Although prices in the United States remain on a per lb. basis, having wool on a clean basis facilitates the conversion to kilograms and allows for easier price comparisons to be made with that of Australia, New Zealand and Uruguay.
During the first six weeks of 2005, U.S. prices of 19 to 21 micron were roughly 12 to 40 cent/lb. higher in Texas and New Mexico than in the Territory States and Fleece States. Prices of 19 to 21 micron wool ranged from an average $2.65/lb. to $2.37/lb., respectively, in Texas and New Mexico during the first six weeks of 2005.
As expected, there were only sales of the finest wool in Texas and New Mexico over this period. Wool prices for 28 to 34 micron ranged from $1.30/lb. down to $1/lb. in the Fleece States, respectively, and from $1.13/lb. down to $1.07/lb. in the Territory States.
By comparison, wool prices in Australia in mid-February were U.S. $7.3/kg clean ($3.31/lb.) for 19 micron, $6/kg ($2.72/lb.) for 21 micron, $5.5/kg ($2.49/lb.) for 23 micron, and $4.60/kg ($2.08/lb.) for 25 micron. On Feb. 11, 2005, the Australian Eastern Market Indicator (EMI) was U.S.$5.75/kg clean or U.S.$2.61/lb.

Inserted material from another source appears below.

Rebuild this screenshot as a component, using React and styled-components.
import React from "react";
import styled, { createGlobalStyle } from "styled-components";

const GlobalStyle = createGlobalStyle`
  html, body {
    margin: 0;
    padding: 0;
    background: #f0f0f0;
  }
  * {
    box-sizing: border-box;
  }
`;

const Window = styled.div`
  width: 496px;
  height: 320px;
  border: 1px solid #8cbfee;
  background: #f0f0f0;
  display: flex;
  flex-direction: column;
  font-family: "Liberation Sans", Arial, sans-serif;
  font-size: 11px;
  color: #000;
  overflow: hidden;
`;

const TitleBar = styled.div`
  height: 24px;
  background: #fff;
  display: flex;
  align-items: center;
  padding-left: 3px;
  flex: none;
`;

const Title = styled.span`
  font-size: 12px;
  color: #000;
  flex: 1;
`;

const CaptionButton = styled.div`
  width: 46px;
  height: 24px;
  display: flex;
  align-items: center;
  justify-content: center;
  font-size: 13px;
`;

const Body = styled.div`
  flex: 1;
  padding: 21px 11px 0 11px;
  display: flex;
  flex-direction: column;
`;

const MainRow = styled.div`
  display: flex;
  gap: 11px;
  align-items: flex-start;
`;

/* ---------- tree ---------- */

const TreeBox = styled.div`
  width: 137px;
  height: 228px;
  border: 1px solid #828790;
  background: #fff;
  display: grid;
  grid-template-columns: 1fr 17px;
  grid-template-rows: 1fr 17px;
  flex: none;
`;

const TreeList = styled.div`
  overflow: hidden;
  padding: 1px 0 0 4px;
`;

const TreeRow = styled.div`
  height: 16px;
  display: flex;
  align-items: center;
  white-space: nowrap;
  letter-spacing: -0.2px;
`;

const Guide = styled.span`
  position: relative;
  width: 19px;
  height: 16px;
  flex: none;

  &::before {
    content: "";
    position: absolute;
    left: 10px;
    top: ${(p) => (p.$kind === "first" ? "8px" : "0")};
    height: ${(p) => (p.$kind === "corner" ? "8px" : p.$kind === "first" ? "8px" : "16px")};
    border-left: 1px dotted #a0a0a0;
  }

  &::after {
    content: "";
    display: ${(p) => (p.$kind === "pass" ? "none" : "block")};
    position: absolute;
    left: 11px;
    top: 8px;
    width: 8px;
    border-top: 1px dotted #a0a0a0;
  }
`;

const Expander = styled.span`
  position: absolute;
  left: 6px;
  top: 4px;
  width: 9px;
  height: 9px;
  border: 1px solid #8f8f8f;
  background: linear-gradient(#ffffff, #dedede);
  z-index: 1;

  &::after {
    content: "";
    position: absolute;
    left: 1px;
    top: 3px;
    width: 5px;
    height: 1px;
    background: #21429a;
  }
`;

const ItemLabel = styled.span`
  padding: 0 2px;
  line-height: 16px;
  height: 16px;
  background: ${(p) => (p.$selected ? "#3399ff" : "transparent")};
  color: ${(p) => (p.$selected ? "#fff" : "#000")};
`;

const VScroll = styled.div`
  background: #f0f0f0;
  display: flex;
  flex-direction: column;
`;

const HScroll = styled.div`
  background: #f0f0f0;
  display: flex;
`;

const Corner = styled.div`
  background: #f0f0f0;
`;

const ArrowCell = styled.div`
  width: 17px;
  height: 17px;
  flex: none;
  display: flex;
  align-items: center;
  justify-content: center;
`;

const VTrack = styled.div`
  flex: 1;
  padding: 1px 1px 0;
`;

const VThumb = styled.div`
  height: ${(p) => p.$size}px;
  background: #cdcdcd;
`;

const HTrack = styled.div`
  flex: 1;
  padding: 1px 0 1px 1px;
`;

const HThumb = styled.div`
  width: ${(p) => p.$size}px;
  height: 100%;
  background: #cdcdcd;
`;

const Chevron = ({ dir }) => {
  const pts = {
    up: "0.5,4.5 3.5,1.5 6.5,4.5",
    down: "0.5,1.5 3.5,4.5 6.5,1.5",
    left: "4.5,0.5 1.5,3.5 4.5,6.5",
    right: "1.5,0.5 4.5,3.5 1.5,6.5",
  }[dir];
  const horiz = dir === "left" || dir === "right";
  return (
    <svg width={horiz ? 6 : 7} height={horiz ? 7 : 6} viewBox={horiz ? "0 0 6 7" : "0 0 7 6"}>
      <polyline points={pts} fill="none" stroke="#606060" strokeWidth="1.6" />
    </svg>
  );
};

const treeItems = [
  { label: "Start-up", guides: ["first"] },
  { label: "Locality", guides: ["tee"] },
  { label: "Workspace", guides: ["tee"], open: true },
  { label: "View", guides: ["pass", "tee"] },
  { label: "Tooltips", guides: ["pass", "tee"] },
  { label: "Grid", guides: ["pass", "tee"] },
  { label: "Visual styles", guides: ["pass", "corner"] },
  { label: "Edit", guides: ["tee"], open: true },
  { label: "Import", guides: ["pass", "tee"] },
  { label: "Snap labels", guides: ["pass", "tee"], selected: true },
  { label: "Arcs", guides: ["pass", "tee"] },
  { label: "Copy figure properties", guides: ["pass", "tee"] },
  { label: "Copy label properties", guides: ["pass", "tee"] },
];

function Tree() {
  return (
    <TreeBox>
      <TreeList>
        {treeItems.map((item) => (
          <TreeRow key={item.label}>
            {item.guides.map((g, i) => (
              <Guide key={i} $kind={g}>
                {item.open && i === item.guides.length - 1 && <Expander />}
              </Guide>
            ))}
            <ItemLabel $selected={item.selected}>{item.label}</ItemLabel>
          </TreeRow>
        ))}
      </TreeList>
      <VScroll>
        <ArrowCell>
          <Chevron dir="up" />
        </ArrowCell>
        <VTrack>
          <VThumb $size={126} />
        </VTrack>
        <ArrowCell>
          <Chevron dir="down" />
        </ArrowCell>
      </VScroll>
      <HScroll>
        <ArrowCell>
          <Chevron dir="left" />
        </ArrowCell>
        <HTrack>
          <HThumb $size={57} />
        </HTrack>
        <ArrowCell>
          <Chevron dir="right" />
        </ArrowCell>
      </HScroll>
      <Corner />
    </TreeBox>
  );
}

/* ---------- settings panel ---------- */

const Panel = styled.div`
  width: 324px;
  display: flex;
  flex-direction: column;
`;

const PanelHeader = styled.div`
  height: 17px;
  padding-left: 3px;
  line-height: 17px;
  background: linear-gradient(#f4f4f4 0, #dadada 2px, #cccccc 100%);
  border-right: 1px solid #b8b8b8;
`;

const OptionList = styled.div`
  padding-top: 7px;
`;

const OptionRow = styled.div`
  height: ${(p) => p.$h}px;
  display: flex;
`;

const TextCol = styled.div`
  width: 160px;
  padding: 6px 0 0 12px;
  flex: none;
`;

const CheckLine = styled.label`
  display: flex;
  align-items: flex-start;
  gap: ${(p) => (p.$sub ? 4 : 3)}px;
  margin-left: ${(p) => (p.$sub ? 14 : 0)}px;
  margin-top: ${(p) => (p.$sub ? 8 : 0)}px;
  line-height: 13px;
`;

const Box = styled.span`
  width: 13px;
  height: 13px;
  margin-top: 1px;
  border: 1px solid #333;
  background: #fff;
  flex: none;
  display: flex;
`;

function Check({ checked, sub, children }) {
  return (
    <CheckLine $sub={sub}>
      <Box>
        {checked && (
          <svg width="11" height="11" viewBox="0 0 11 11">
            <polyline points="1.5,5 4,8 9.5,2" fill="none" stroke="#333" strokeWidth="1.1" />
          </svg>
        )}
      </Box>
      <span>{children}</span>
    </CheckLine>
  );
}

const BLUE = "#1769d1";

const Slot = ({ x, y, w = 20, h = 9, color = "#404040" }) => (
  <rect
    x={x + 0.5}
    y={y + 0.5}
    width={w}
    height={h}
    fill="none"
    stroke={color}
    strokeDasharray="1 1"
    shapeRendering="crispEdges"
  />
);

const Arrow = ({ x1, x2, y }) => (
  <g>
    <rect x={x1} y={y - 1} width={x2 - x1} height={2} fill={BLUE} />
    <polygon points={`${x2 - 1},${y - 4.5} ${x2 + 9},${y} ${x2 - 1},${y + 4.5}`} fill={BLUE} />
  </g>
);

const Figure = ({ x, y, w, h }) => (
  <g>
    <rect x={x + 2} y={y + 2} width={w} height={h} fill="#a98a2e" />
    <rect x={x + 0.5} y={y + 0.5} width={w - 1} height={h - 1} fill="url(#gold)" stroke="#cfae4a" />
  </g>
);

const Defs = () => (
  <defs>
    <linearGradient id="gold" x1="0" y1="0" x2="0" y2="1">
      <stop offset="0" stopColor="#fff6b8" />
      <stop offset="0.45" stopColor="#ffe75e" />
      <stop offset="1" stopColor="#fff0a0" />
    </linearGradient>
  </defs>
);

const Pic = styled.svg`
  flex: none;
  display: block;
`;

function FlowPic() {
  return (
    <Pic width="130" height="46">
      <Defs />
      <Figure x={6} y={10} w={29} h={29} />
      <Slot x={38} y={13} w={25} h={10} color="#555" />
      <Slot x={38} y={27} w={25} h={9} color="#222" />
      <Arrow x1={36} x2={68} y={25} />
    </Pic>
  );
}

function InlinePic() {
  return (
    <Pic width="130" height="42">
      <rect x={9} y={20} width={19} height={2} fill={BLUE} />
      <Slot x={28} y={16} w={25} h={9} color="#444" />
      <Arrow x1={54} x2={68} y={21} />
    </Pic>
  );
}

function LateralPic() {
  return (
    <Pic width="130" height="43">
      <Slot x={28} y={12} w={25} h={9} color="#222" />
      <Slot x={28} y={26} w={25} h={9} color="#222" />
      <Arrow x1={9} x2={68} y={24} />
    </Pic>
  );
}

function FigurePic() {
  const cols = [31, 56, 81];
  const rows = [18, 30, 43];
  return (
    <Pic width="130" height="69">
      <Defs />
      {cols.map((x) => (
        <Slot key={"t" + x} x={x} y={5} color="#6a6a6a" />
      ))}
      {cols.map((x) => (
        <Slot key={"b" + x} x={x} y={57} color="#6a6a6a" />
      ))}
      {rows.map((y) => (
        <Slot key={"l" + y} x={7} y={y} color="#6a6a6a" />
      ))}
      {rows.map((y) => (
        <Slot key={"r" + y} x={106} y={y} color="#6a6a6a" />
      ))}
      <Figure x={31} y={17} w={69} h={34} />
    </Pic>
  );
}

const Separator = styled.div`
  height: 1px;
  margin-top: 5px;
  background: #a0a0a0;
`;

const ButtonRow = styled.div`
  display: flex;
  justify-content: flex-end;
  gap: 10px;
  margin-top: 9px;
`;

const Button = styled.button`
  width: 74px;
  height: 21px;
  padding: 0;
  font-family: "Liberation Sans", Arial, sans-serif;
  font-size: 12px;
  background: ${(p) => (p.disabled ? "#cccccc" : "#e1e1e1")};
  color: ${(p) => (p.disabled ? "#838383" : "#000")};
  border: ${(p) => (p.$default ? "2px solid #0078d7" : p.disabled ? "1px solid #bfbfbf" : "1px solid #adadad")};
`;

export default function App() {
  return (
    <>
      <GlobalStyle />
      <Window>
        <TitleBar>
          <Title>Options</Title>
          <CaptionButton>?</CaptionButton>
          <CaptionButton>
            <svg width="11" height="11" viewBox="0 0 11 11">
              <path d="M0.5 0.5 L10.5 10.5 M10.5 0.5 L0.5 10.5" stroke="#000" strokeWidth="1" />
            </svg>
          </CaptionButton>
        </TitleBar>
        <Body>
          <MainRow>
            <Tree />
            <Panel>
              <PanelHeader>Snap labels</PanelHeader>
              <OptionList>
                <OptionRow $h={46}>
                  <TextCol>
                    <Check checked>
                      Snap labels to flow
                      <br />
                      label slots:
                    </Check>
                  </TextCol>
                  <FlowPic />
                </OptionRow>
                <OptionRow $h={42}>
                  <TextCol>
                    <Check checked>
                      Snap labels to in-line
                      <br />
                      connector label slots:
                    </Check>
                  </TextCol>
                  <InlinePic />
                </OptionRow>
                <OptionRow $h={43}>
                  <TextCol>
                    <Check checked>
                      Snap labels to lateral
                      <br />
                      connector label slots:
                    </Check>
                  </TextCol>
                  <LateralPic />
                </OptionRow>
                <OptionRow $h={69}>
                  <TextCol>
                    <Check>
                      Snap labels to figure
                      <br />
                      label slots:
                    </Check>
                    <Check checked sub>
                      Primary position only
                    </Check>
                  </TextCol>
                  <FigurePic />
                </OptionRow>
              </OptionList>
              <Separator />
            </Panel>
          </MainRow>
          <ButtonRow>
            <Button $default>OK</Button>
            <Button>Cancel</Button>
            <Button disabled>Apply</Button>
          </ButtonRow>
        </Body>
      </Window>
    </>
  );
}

The recent inventory gain in the sheep and lamb industry will increase the production and value of wool in the United States if current price levels hold. Since the early 1980s, wool prices have been volatile, but have generally trended downward. However, prices have significantly increased since 2000. Average wool prices per lb. were 33 U.S. cents/lb. in 2000 and rose to an average 80 U.S. cents/lb. in 2004.